As amusement most readily aligns with psychopathy/sociopathy and apathy, willfully aware humor most readily aligns with empathy. Where psychopathy and apathy typically find themselves engaged in laughter that flows from the ridicule or harassment of another (over-dominance) or the passive aggressive patronizing of others (over-nurturing) for some ulterior motive, empathy typically engages in the stable and balanced satirical laughter of perception, comprehension, and the hope to bring about a better existence for all parties involved. The poison of amusement employed in psychopathy and apathy creates only a marketed pseudo-union of exchange which perpetuates the delinquency of  delusional perception and thus, potentiates isolated destabilization for all. On the other hand, or perhaps I should say instead, in the other glass, the wine of humor employed by empaths is a swirling interaction of genuine union and thus, its magical liquor bathes all in the warm glow of bonding synergistic stability.

When the laughter of willfully aware humor is faked, bastardized, exploited, and/or  weaponized it becomes a numbed and zombified sensation of the pseudo-reality of the living dead. It becomes amusement.

When we let go of our egos and acknowledge the imperfect and bemusing flaws, glitches, and defects of our existence and coexistence, we move beyond ourselves and connect our energy much more readily with all of the other creatures and forces within the realm of existence; we connect to the rest of existence not only through pattern recognition, alignment, consistency, and  the refined establishment of perfected order and precision of purpose, but also via the vast pervasive and permeating “dark energy” of confusing, puzzling, and often entertaining chaos; we exist and connect not piecemeal and fragmented, but in isolated union with our own multidimensionality and even more importantly, in the greater communal multidimensional union of higher transcendence.

If we are to truly live, we must love, and if we are to truly love, we must. . .we must,  laugh. May the wine of love and laughter flow through your veins forevermore.

Cribb          2017




The Poison and Wine of Laughter – Part 1 (Warrior Poet Mental Yoga 199)

The difference between these two forms of laughter, better stated as amusement or willfully applied humor, might be the most tragically misunderstood and misinterpreted experience in the universe.

The Poison

Amusement has become the expected and the demanded law of the land by the herd. People declare their overt fondness and preference of friends and mates that keep them amused on a perpetual basis while they discount or minimize the need and importance of all of the person’s other qualities and character traits. Internet dating sites clearly display this knee jerk regurgitated “Isn’t it obvious, just like everyone else knows and says, duh?” proclamation; being amusing is the one trait cherished above all others and an absolute must have in any potential suitor interested in a possible relationship or even one simple encounter.

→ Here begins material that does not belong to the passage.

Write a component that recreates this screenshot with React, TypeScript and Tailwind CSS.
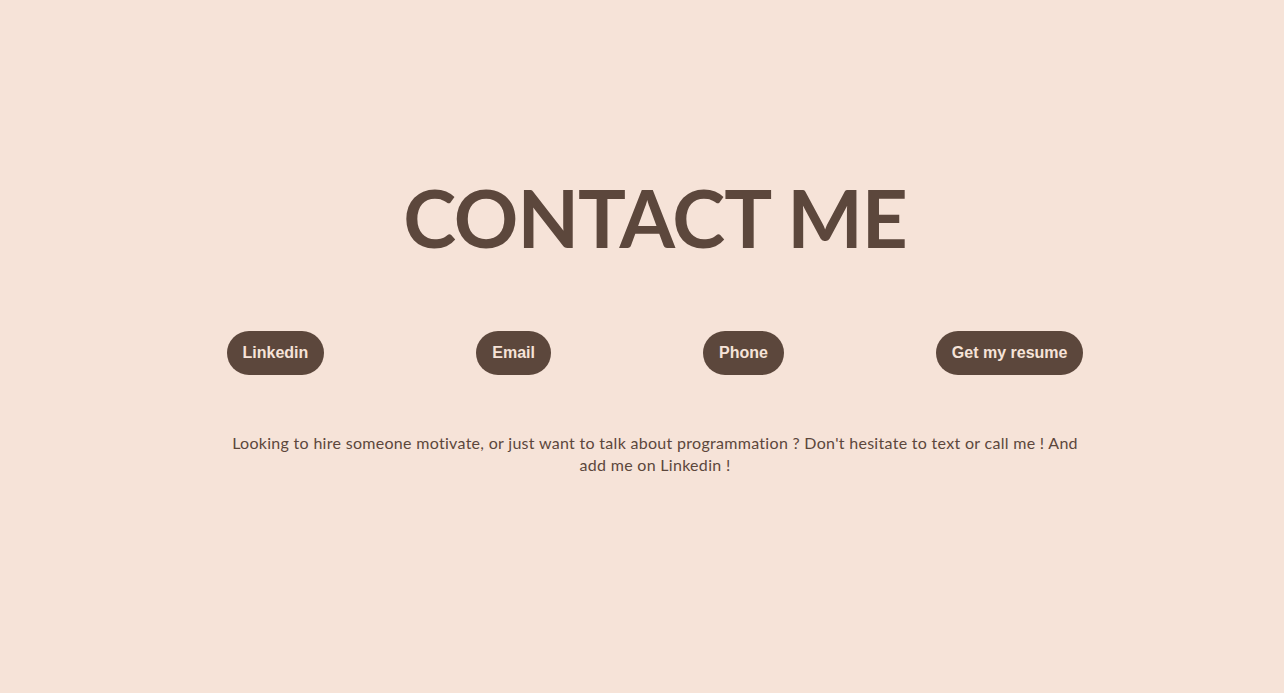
const links = ["Linkedin", "Email", "Phone", "Get my resume"];

const App = () => {
  return (
    <div className="min-h-[693px] w-full bg-[#f6e3d8] flex justify-center pl-[26px]">
      <div className="w-[857px] flex flex-col items-center pt-[177px]">
        <h1 className="font-['Lato',sans-serif] font-bold text-[80px] leading-[80px] text-[#5c473c] tracking-[-1px]">
          CONTACT ME
        </h1>
        <div className="w-full flex justify-between mt-[74px]">
          {links.map((label, idx) => (
            <button
              key={idx}
              className="h-[44px] px-4 rounded-full bg-[#5c473c] text-[#f6e3d8] font-['Liberation_Sans',Arial,sans-serif] font-bold text-base"
            >
              {label}
            </button>
          ))}
        </div>
        <p className="mt-[57px] text-center font-['Lato',sans-serif] text-[16px] leading-[22px] tracking-[0.3px] text-[#5c473c]">
          Looking to hire someone motivate, or just want to talk about programmation ? Don't hesitate to text or call me ! And add me on Linkedin !
        </p>
      </div>
    </div>
  );
};

export default App;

It is also a prime defining trait of psychopaths and the psychopathic manipulation of others. The uncanny ability of a psychopath to intoxicatingly bedazzle their “victims” into a giddy state of apathy and unconcern for reality, consequences, and ramifications, is well documented in the psychological and behavioral literature. Players seducing their prey for the night, slick willy businessmen sealing a deal, con-artists conning, heretical revival preachers enunciating and gesticulating their flock into hyper-emotional overload just prior to the passing of the collection plate, and corrupt politicians charming the masses into blind passionate obedience via the bombast and hyperbole of vitriol against a scapegoat, all exemplify amusement being implemented in its more malignant version.

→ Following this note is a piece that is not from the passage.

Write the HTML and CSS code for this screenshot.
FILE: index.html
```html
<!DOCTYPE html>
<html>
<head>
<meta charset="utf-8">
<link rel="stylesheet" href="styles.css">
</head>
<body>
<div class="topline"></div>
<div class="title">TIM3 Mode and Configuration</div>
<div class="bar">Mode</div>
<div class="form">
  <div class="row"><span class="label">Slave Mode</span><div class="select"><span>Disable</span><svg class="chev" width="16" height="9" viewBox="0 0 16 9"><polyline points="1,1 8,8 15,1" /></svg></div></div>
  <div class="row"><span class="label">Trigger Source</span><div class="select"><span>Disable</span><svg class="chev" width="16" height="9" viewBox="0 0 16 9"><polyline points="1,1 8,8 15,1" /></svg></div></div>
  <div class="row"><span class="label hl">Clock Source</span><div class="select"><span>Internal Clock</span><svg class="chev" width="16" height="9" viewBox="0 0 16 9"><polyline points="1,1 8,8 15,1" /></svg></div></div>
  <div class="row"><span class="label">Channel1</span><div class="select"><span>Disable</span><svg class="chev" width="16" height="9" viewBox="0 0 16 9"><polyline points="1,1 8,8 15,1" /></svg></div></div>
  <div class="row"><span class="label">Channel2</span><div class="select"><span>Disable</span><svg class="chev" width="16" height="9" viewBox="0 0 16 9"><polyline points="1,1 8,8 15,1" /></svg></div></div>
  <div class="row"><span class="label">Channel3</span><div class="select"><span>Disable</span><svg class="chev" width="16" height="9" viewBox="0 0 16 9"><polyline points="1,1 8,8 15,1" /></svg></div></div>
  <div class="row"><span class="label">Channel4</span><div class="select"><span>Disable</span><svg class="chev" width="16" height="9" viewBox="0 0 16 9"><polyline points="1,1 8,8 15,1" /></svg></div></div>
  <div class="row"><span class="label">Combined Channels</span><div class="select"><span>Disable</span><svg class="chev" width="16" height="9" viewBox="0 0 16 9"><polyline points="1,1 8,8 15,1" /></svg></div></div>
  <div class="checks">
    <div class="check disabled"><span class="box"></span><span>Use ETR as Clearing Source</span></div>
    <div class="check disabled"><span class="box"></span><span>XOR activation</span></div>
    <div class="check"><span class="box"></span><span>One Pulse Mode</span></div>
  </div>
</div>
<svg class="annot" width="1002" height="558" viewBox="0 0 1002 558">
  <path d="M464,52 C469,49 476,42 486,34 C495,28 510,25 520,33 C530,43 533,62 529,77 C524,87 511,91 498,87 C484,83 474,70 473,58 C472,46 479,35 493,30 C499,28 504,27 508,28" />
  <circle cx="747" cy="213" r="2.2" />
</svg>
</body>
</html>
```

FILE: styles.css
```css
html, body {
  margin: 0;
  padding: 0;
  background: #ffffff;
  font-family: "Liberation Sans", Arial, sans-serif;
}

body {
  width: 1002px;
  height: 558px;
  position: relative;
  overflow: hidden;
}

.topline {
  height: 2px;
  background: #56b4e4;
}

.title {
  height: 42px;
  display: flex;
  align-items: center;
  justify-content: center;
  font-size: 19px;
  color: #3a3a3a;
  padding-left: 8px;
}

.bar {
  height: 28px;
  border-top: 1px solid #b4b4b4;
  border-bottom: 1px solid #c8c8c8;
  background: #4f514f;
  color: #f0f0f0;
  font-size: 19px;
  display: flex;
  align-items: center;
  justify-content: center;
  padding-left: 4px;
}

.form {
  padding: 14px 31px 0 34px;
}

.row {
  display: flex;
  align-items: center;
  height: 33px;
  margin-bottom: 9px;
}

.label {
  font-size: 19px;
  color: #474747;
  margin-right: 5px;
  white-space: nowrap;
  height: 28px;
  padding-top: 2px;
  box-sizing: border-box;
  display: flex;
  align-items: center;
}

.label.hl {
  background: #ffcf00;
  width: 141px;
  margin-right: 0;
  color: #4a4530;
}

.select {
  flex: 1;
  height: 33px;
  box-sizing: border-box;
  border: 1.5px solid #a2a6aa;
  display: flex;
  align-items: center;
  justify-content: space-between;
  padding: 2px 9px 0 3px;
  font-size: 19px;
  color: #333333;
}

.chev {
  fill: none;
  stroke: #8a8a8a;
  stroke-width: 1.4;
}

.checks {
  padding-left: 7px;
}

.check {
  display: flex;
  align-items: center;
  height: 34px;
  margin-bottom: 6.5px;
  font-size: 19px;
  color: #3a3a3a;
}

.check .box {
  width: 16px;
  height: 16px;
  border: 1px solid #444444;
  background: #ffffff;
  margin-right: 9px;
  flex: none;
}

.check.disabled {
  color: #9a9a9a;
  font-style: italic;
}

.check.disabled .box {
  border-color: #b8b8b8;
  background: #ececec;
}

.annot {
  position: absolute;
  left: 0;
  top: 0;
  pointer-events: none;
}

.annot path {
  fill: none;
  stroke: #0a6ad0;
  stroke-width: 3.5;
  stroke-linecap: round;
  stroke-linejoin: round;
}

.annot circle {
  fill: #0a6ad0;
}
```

A more benign form of amusement involves much less overt manipulation and a significantly lower conscious awareness of  intent by the implementer. This manifestation typically expresses itself via more basic, mundane, crude, unintelligent, and a lowest-common-denominator-bonding-experience that thrives and energizes itself on folly, ridicule, debasement, trash talking, or blubbering non-contemplative mesmerization. Fart jokes, burp songs, practical jokes emphasizing cruelty, engaging in trash talk with rival sports fans or about a previous romantic experience, and the subtle influence imposed on specific independent individuals by their larger group amusement state or more accurately, their larger group – pseudo, pretend, and feigned – amusement state, all exemplify this dynamic. Even the use of boring and uninteresting conversation, or numb and fake conversation, with only a subconscious intent to unconditionally ensnare another’s attention, is an example of this woeful benign amusement.

While the benign form of amusement may sometimes be harmless and/or a simple break from reality and contemplative awareness, typically both forms are dastardly and heinous. They both promote delusion via withdrawal and distraction from visceral perception and awareness; they negate reality, serving the same effect on people as that of an addict succumbing to a fix or a hit. But the drug of amusement is tragically and counterproductively swallowed under the satiating pretense of enlightenment and a desired interaction with the best aspects of life. Nothing could be further from the truth. Amusement is the doublespeak-doublethink bastardized child of, the Bizarro antivilian to, and the Dark Sided Sith, of aware and willfully applied  humor. Do not mistake this poison for wine, no matter the sparkle, spectacle, and charmful elegance of the decanter it resides within.